I have many different clients who can connect to my OpenVPN server I’m running at home simultaneously (and they often do); all my OpenVPN clients share the same (passwordless) .ovpn file. For as you’d said, home users getting to their home network, what’s the harm?

But I think GL-iNet have positioned themselves well in their own niche that works well for its customers; it’s just MO that your needs are outside of it, and I worry about the effort/benefit(/sales) curve trying to add the things you want to the product would entail.

… but it never hurts to ask.

GL has configured everything so that it will work for most of their customers. If a customer needs something more advanced, they can ask nicely here on the forums, or try to do it themselves. For advanced configurations they can visit the OpenVPN forums where the experts live.

If one of my user’s device is lost or stolen, I can revoke that user credential without affecting others.

I mentioned at least once that I believe that I understand the rationale behind some of your design decisions. I know that my criticism about several points was harsh, certificate expiration and less secure choices of crypto algorithms being two examples where I uphold my reservations.
I have looked at the device some more and admit that it can work for many customers as is (even as a VPN server for the first month) Peace?
I would prefer to take any further dialogue off-line.

OK. Nice talk guys. Everyone is correct.

We will make advanced option more complete and at the same time, keep the default configuration as simple as possible. This only takes time, effort and careful thinking.

OK, I’m back with some news.

First, I got the GL-AR750S to connect to a vanilla OpenVPN server on one of my computers. It was quite a bit of work but the end justifies the means. A second device, a GL-AR750, is now waiting to be configured. That requires only to run a script which creates and signs another client key, and a script which creates the import file client002.ovpn.
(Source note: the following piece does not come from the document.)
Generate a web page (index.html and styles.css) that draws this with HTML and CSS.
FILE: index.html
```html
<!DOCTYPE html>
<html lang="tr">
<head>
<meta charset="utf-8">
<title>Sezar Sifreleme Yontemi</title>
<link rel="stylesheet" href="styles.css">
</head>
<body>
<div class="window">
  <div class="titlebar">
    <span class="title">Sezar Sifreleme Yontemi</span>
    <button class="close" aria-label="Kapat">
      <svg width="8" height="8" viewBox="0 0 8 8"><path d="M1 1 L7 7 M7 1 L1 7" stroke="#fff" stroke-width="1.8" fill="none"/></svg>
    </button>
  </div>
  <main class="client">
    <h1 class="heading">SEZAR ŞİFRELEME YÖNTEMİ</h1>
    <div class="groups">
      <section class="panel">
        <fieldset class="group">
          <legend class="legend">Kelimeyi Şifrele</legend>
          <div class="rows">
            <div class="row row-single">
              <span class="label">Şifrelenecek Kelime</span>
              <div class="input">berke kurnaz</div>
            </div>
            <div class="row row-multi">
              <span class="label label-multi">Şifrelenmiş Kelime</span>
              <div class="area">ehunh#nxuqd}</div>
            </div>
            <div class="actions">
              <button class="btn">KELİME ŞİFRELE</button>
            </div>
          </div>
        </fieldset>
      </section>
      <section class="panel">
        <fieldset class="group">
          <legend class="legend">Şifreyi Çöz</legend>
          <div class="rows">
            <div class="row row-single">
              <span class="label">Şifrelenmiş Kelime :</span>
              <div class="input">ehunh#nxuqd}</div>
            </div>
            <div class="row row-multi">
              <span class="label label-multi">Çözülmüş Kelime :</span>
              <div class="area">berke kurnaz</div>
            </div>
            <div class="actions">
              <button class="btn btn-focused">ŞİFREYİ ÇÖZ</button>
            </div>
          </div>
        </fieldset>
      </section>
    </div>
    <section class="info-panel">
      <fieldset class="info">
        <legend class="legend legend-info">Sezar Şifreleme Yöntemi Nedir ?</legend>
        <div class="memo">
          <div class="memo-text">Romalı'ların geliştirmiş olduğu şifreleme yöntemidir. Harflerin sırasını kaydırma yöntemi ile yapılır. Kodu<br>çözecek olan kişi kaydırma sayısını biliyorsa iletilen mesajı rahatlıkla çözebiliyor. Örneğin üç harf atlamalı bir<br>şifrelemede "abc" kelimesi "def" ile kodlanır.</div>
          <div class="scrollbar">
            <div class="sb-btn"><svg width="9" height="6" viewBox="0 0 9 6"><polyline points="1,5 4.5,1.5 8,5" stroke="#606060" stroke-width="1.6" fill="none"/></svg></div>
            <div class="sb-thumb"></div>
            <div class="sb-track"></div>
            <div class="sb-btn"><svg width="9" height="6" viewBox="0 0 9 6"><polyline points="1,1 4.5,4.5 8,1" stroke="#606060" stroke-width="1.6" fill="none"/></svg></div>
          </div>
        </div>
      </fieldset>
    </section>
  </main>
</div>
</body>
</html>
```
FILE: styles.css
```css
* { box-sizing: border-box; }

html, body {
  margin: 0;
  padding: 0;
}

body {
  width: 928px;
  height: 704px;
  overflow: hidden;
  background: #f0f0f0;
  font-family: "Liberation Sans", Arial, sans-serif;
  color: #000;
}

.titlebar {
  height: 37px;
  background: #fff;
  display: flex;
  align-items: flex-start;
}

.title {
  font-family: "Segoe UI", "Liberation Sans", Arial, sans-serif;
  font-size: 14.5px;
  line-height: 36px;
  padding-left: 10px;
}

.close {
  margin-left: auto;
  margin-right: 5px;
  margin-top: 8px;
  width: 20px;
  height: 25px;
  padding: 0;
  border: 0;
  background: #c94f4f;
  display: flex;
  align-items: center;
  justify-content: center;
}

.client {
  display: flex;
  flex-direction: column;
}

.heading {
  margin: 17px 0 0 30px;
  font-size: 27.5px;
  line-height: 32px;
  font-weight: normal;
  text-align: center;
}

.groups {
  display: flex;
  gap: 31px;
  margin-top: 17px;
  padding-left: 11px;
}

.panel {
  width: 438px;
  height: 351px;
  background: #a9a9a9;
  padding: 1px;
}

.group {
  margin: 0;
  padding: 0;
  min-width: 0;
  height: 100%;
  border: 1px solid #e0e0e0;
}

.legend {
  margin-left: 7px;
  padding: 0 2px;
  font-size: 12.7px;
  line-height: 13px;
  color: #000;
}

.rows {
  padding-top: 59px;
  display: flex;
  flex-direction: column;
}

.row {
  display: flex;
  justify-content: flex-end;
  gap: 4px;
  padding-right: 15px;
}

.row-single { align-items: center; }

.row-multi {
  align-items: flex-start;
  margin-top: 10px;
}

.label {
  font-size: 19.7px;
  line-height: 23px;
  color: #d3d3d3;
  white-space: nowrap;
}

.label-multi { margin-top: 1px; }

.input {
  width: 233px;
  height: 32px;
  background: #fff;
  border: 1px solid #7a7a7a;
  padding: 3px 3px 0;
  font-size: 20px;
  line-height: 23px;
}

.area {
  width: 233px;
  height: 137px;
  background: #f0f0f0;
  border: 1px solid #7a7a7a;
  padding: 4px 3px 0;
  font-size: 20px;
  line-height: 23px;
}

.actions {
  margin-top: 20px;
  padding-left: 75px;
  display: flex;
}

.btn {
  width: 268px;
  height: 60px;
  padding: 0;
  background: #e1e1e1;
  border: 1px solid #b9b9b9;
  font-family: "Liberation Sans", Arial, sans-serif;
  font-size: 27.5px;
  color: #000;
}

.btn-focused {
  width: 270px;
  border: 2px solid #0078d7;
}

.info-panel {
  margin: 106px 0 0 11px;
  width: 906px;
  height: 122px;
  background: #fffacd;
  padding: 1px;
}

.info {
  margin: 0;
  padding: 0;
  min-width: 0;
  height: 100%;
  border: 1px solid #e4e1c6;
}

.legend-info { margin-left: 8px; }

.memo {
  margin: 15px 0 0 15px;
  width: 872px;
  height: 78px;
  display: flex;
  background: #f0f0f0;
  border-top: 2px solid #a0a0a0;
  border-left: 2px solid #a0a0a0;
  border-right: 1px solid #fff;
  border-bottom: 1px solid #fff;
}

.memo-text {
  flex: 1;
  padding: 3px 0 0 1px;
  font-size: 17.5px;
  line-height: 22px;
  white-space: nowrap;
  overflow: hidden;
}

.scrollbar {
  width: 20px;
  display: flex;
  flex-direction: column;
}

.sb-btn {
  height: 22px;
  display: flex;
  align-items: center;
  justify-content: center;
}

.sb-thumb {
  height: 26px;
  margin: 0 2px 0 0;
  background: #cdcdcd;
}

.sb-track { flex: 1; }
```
Unfortunately, there is no documentation about the client.ovpn and server.ovpn file content and syntax. Much of the configuration options can of course be taken directly from the standard OpenVPN documentation. But there are some options which differ from the standard, and then there are proprietary options which iNet needs for their slightly different concept. And there may also be some undocumented and never seen options. These are minor differences (but which warrant documentation nevertheless and even more so).

To make a long story short: Once you have figured out how to set up a syntactically correct import file for the GL-AR750 family of devices, and if you are able to create your own CA, server, and client credentials: Then you are all set and can connect to any of your own OpenVPN servers. You can also select cipher suites which are stronger than the defaults, apply some hardening concepts which OpenVPN describes, and so on.

Well, yes, there were times when I was ready to throw that thing into a corner or return both devices to the online shop where I bought them. One area where I was missing some thoughts from the manufacturer is troubleshooting. The OpenVPN ‘log’ statement is still there as I found out.

There are only a few (!) things where I believe iNet must do better. Overall I have come to appreciate some of their thinking. It’s all about customer convenience - and that sometimes is incompatible with best practices. And then there is the huge field of things which are debatable and/or depend on the perception of customer demands. I am looking forward to see what happens. I do hope that they document some technical details for those who can benefit from it and especially that they don’t lock up the currently open design. This would preclude the usage of the devices in all those other fields which they did not originally have in mind. With other words: It is now still possible that customers apply iNet’s products in markets which iNet had never envisioned for their products. These technical users deliberately go beyond the realm of “customer convenience”.